Father buckling young child into car seat while both smile at each other
Full coverage adds two components to the liability base. Each covers a different category of loss, and both require a deductible you pay before the policy responds.

Collision coverage pays to repair or replace your vehicle after an accident, regardless of fault. If you rear-end another car, sideswipe a guardrail, or roll your vehicle, collision pays for your car's damage minus your deductible. It does not cover the other driver's vehicle — that's what your liability coverage handles. Collision is the piece that keeps a multi-car household mobile after an at-fault accident.

Comprehensive coverage pays for non-collision losses: theft, hail, flood, fire, vandalism, hitting an animal, and falling objects. Louisiana's weather patterns — hurricanes, severe thunderstorms, and flooding — make comprehensive coverage particularly relevant for households garaging multiple vehicles. A single storm can damage every car in a driveway. Comprehensive responds to all of them, subject to each vehicle's deductible.

How Deductibles Shape the Cost-Benefit Calculation

Both collision and comprehensive require a deductible — the amount you pay out of pocket before the policy pays the rest. Common deductibles are $500 or $1,000. Choosing a higher deductible lowers your premium; choosing a lower deductible raises it. The deductible applies per vehicle, per claim.

In a multi-car household, the deductible structure matters more than in a single-car household. If two cars are damaged in the same storm, you pay two deductibles. If you total one car and your spouse totals another in separate accidents within the same policy term, you pay two collision deductibles. The premium savings from a higher deductible compound across multiple vehicles, but so does the out-of-pocket exposure when multiple claims hit at once.

The conventional threshold: if a vehicle's market value is less than ten times the annual collision and comprehensive premium for that car, dropping full coverage on that vehicle and self-insuring the loss often makes financial sense. For a household with three cars, this calculation runs separately for each vehicle.
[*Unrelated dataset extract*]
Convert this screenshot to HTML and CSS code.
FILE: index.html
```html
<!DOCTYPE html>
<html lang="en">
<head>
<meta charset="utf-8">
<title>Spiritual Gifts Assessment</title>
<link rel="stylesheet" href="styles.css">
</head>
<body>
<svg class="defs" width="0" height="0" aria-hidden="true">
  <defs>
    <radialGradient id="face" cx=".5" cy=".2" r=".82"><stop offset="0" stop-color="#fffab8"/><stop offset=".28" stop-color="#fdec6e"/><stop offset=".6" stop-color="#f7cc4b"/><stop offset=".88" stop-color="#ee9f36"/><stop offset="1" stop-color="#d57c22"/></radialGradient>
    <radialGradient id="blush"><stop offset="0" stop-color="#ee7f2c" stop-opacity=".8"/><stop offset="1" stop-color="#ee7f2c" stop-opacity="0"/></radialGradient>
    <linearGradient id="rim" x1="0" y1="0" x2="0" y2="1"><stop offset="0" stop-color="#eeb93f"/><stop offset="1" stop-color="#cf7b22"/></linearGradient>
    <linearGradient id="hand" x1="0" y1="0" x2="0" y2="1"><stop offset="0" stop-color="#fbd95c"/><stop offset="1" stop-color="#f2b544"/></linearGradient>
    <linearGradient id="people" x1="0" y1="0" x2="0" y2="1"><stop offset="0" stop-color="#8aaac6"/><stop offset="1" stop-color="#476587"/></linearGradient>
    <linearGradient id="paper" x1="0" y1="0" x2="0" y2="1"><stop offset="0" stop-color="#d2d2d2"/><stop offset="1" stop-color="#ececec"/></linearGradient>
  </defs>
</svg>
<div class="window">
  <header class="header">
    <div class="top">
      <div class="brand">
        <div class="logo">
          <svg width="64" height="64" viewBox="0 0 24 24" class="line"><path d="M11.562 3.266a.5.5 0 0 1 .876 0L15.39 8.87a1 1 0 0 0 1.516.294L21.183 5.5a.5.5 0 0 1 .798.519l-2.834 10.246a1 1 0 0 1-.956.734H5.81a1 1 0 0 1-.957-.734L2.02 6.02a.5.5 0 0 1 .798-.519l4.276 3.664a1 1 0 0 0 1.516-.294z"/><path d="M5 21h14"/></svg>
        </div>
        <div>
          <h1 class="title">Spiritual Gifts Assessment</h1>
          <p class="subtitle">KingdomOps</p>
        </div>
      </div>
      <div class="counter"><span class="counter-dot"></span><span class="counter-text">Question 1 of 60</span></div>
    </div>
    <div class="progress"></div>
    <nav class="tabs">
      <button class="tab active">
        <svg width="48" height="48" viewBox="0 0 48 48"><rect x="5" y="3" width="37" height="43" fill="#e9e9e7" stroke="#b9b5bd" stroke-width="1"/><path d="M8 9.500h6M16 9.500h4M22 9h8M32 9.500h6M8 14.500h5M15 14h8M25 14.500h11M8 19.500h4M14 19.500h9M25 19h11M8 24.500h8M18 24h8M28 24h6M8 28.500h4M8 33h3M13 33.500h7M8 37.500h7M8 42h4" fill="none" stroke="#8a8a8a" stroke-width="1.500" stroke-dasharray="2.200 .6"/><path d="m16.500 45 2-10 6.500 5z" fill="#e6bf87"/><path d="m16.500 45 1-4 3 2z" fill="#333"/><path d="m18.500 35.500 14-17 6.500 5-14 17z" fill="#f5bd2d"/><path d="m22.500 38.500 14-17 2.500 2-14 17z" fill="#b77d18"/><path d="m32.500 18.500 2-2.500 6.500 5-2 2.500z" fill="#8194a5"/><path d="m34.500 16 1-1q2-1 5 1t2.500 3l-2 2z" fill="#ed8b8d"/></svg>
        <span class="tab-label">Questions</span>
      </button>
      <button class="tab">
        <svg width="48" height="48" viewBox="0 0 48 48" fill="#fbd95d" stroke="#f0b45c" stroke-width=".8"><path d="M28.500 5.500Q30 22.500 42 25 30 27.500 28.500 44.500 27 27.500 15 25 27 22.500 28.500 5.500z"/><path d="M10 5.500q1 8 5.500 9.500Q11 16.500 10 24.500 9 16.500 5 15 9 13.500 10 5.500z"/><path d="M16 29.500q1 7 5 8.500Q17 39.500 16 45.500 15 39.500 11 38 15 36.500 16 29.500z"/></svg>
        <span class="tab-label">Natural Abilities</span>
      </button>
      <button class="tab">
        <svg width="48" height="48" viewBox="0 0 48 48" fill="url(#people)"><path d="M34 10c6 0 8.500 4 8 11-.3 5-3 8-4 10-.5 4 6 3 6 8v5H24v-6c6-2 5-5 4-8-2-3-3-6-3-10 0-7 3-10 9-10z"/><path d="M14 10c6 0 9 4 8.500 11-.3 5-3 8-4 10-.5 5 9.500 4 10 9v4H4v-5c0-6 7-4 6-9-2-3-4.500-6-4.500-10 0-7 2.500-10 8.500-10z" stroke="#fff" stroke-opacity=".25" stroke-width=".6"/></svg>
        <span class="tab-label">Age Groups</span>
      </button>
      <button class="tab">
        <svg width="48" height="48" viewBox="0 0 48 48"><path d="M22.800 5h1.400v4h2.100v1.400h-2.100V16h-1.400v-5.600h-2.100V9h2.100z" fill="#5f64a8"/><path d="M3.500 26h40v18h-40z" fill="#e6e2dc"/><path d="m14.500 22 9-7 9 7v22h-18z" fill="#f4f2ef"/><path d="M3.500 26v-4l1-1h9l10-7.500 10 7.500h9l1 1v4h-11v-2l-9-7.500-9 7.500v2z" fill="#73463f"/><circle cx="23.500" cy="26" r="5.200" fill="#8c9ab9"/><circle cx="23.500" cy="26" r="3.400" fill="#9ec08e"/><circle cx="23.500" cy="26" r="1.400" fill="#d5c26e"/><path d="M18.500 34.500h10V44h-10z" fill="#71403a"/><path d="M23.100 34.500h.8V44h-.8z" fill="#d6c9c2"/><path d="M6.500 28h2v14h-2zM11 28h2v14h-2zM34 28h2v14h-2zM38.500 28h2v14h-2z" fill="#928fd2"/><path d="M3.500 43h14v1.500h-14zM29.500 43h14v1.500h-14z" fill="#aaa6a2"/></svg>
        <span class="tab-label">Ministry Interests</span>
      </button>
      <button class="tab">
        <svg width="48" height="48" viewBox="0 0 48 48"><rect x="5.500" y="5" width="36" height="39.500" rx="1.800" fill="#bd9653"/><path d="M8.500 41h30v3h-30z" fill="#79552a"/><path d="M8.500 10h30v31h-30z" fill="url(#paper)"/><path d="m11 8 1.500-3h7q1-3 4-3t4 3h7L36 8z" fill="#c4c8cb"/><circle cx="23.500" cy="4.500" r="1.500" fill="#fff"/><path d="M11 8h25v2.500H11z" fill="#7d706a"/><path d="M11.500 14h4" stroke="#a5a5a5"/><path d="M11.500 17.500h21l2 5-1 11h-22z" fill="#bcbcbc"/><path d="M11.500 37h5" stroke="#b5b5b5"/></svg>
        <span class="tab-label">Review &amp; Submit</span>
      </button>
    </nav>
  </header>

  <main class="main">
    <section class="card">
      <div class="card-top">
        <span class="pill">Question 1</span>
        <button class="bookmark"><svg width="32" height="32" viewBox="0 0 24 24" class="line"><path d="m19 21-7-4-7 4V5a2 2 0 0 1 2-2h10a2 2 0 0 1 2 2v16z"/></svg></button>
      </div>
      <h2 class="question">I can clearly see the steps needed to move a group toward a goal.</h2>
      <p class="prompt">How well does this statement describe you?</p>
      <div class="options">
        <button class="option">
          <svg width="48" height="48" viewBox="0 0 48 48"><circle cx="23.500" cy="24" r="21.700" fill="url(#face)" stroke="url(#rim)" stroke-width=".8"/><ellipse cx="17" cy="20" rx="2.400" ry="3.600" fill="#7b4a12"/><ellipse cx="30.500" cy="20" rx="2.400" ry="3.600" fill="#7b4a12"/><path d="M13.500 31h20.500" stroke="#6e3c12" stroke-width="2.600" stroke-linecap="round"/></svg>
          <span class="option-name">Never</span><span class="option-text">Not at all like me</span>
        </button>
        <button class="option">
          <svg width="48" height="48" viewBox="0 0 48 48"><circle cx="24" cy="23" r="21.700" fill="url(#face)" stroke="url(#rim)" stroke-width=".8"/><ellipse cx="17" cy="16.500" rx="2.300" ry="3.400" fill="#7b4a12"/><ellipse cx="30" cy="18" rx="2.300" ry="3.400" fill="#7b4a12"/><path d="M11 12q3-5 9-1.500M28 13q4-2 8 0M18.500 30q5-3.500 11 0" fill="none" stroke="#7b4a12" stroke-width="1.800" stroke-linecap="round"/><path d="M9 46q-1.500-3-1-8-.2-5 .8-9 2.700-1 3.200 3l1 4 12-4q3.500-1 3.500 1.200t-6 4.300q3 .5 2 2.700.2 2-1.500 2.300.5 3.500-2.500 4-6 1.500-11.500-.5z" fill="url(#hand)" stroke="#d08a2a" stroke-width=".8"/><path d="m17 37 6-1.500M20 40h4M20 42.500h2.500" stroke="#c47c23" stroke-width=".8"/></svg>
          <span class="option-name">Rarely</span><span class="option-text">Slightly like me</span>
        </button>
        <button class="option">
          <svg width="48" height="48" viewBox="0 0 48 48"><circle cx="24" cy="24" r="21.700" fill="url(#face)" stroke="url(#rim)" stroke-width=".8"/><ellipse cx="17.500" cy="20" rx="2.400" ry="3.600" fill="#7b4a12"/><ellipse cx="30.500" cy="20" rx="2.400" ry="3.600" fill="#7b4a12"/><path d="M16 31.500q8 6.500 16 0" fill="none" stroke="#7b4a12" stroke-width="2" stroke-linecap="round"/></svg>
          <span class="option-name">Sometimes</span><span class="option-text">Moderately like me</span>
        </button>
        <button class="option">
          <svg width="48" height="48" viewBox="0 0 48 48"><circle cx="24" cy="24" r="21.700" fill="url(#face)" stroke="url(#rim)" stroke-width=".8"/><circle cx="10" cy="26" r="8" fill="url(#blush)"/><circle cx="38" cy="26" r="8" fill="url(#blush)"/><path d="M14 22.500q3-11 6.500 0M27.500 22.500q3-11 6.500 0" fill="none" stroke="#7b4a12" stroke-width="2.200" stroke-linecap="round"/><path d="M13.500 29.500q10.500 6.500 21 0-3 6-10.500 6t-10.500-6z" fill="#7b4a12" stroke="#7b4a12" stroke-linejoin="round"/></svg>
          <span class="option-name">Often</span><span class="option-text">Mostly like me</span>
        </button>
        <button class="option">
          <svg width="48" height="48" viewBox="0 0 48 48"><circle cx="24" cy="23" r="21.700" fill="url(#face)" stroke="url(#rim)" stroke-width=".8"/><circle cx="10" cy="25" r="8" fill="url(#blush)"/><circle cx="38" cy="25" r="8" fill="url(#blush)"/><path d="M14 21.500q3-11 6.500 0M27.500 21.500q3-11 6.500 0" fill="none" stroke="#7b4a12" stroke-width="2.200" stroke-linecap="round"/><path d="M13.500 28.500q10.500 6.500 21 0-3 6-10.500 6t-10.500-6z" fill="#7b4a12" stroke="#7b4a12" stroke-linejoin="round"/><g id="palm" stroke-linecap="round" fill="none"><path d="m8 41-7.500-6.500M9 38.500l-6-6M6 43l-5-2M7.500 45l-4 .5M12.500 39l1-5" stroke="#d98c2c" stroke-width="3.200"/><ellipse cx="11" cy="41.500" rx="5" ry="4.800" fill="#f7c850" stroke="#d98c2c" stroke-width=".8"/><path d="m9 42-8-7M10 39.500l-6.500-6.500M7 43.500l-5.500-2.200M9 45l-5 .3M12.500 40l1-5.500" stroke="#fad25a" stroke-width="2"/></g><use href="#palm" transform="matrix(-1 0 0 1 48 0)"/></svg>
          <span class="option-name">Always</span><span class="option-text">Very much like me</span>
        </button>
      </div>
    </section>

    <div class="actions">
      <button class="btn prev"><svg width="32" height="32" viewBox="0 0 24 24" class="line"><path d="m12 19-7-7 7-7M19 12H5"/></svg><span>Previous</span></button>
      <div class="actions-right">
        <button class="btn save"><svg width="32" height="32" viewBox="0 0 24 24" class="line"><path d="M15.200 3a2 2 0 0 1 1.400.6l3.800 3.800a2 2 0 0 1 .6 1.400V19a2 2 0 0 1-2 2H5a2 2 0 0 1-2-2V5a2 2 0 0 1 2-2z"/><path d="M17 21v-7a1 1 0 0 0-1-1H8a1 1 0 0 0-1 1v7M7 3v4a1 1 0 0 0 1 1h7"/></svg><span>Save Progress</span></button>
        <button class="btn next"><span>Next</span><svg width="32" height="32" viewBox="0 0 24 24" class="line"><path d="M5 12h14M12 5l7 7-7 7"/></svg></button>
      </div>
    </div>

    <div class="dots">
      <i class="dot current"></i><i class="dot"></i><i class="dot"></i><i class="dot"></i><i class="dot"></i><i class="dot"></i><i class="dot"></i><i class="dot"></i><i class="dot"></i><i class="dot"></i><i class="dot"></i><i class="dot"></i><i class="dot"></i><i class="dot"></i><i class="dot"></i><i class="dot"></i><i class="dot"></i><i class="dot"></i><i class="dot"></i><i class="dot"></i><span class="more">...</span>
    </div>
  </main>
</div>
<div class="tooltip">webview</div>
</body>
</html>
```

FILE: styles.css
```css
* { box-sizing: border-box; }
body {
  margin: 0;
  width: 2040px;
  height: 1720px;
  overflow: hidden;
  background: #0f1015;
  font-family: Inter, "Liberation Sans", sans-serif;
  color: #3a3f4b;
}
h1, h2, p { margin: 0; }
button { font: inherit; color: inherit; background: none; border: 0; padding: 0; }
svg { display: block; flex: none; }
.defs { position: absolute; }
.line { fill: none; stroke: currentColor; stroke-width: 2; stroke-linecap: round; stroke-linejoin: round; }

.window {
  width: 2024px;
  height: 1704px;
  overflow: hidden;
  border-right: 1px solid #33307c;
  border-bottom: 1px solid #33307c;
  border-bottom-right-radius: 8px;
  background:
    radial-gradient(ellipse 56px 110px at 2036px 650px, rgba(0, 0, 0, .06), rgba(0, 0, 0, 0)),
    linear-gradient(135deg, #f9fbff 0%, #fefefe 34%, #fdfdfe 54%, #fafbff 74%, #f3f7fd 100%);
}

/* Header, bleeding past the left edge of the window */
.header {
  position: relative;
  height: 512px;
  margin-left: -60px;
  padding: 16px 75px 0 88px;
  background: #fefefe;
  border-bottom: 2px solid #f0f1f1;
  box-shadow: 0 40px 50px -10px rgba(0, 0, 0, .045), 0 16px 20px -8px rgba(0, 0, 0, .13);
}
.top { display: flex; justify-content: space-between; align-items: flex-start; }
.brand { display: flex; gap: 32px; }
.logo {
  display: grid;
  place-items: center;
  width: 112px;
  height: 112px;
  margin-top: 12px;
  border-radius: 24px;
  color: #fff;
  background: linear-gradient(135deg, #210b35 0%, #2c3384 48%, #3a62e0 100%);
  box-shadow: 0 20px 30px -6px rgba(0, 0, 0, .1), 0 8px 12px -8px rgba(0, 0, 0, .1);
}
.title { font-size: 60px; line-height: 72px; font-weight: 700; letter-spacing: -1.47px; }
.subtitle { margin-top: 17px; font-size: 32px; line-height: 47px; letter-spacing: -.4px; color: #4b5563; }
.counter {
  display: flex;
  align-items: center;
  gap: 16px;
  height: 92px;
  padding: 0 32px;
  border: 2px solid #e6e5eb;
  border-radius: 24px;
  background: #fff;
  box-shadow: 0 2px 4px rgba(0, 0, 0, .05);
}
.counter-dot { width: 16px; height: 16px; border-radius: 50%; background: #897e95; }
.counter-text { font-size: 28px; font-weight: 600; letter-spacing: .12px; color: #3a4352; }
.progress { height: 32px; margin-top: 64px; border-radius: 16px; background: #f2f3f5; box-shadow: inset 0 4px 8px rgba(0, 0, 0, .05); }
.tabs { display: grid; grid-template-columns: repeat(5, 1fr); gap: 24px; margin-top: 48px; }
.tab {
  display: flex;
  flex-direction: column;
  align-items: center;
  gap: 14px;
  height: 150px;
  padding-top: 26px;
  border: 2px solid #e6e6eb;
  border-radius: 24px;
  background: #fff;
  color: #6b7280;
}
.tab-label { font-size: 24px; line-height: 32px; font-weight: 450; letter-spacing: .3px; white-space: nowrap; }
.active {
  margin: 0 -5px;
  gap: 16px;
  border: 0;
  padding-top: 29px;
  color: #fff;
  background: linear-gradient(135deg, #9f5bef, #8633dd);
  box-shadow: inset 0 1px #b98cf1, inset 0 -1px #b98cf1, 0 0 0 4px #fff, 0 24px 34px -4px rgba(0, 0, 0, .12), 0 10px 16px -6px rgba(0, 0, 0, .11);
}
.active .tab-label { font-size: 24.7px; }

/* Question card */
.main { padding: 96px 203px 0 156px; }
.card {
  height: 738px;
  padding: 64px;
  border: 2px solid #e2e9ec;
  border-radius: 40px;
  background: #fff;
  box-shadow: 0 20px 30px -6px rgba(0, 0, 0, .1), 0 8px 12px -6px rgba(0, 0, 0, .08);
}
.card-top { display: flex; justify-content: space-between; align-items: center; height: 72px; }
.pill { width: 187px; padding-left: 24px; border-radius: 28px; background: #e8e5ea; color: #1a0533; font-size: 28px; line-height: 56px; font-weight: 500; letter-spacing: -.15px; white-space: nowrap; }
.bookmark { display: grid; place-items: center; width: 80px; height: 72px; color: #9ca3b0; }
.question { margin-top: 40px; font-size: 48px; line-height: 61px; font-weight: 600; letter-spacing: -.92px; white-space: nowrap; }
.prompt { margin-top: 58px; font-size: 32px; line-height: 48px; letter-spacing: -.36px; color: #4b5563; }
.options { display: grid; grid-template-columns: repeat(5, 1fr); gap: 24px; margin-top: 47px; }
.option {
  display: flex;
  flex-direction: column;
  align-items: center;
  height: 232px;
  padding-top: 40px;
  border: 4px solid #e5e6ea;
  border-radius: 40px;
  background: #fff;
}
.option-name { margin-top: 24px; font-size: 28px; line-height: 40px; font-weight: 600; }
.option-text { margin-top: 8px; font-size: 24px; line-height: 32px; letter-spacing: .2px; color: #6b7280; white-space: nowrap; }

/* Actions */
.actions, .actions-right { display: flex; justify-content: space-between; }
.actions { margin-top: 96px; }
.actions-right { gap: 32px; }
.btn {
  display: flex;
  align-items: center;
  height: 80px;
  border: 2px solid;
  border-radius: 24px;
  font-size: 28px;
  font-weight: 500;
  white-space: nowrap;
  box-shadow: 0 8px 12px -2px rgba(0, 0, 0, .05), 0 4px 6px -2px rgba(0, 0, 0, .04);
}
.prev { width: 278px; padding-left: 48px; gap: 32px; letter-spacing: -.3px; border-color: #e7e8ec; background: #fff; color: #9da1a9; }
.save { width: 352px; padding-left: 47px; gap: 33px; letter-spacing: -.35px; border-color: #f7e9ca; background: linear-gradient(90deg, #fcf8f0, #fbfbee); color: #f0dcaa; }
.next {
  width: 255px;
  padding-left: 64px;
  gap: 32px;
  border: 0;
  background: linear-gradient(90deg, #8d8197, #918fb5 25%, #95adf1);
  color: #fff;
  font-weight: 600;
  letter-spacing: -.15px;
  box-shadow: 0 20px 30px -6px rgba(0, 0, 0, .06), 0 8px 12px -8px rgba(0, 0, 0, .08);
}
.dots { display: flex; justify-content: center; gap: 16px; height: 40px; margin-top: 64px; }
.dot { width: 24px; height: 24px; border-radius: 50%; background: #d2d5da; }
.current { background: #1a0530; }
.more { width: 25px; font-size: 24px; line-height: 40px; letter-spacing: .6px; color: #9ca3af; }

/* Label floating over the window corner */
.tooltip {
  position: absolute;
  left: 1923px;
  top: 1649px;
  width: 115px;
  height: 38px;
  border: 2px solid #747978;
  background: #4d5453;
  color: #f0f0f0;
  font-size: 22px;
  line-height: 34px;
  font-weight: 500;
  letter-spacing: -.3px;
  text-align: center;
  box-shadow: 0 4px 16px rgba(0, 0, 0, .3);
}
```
Louisiana Uninsured Motorist Rate

11.7%

More than one in ten drivers on Louisiana roads carries no insurance. Your full-coverage policy protects your own vehicles when an uninsured driver causes the accident and cannot pay for your damage.

Insurance Information Institute, 2023

When Full Coverage Makes Sense for Multiple Vehicles

Full coverage is not an all-or-nothing decision across your household's vehicles. Most carriers let you structure coverage vehicle by vehicle on the same policy. You can carry full coverage on financed or newer cars and drop it on older paid-off vehicles, keeping all cars on one policy to preserve the multi-car discount.

Households that rely on every vehicle for daily commuting, school runs, or work trips face higher replacement urgency than households with a spare car. If losing one vehicle disrupts the household's ability to function, full coverage on that vehicle is structural insurance, not optional. If one car sits in the driveway most weeks, the calculus shifts — the household can absorb its loss without immediate replacement pressure.

Compare Carriers Writing Louisiana Multi-Car Policies

Louisiana's insurance market includes carriers that specialize in multi-vehicle households and carriers that price each car individually with minimal multi-car adjustment. State Farm, Geico, Progressive, and Allstate all write multi-car policies in Louisiana and offer online quoting. The difference in how each carrier prices collision and comprehensive across multiple vehicles can exceed the difference in liability premiums.

When comparing quotes, confirm that every vehicle on the policy carries the same liability limits but that collision and comprehensive can vary by vehicle. A quote that forces uniform full coverage across all cars will overprice older vehicles. A quote that allows per-vehicle collision and comprehensive elections with shared liability limits gives you the flexibility to structure coverage around actual vehicle values. Compare at least three carriers that write your household's vehicle count and confirm each quote reflects Louisiana's $15,000/$30,000/$25,000 minimums as the liability floor.